General information
- Type: Long-range biplane
- National origin: United Kingdom
- Manufacturer: Alliance Aeroplane Company
- Designer: James Arthur Peters
- Number built: 2

History
- First flight: 1919

= Alliance P.2 Seabird =

British biplane

The Alliance P.2 Seabird was a British single-engined long-range biplane designed by J.A. Peters to enter the Daily Mail £10,000 Atlantic Flight Prize. In the end it did not compete but became the first aircraft to fly from London (Acton) to Madrid non-stop on 31 July 1919.
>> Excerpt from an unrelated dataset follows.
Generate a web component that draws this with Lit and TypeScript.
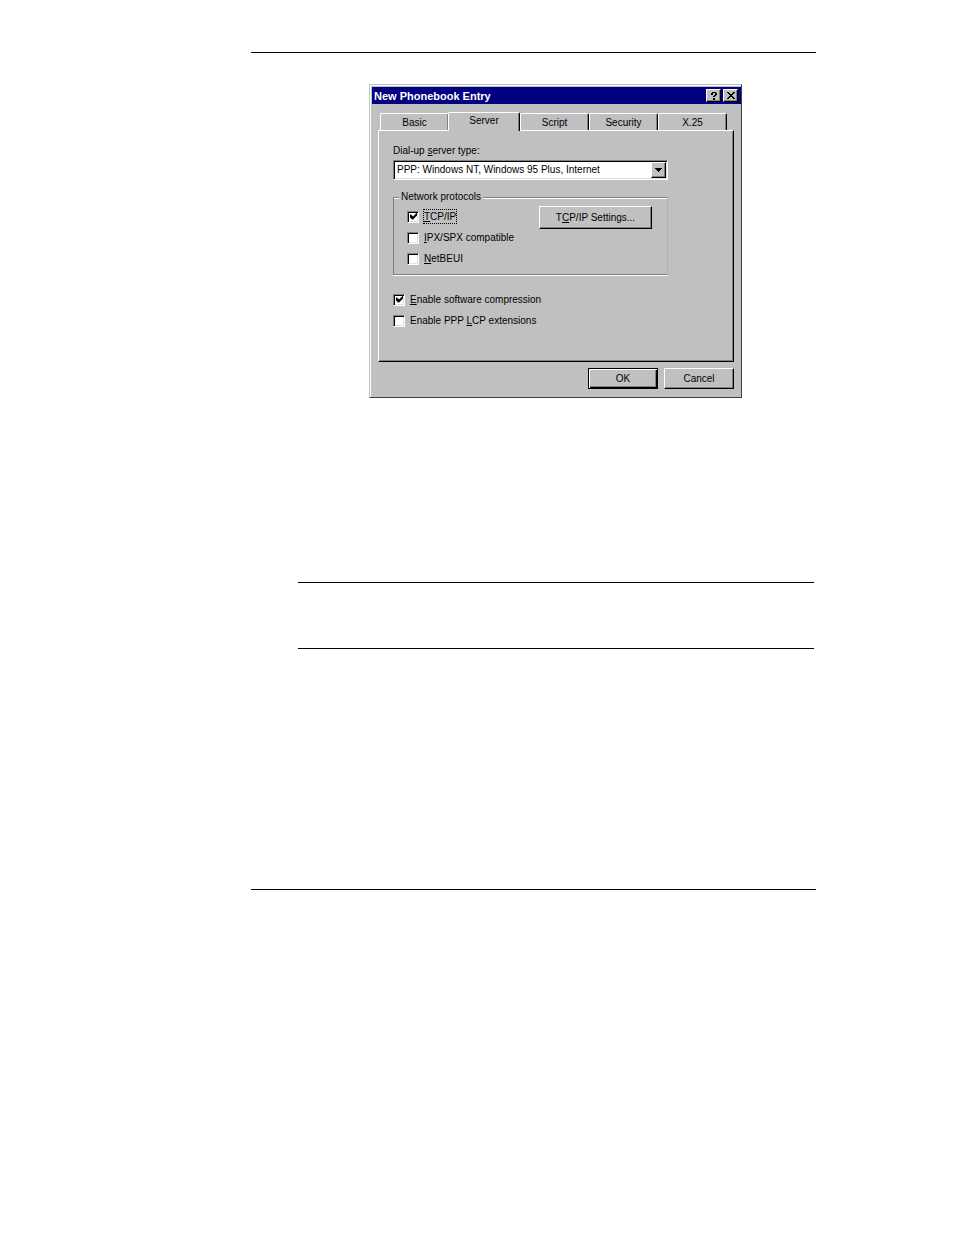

==Design and development==
The Alliance Aeroplane Company which had constructed aircraft under licence during the First World War decided to build aircraft for the civil market. The Seabird was a long-range two-seat biplane powered by a 450 hp Napier Lion piston engine. With an endurance of 21 hours it had an enclosed cabin for the crew of two and two aircraft were built.

==Operational history==
On 17 April 1919 Peters the designer paid the £100 entrance fee to the Royal Aero Club as entry fee for the Alliance biplane into the competition for the Daily Mail £10,000 Atlantic Flight Prize. Flown by Peters with Captain W.R. Curtis of the Royal Air Force the first Seabird (registration G-EAGL) carried out a trial flight on 31 July 1919 when it made the first direct non-stop flight between London and Madrid, 900 miles in just under eight hours. The aircraft did not in the end compete in the Atlantic competition.

The second aircraft G-EAOX was entered into an Australian Government prize of £10,000 for a flight from Great Britain to Australia. Flown by two Australian airmen, Lieutenant Roger Douglas (pilot) and Lieutenant J.S.L. Ross (Navigator), G-EAOX left Hounslow Heath Aerodrome on 13 November 1919 but a few minutes into the flight the Seabird crashed near Surbiton killing both airmen.

The company never recovered from the accident and was closed down in 1920.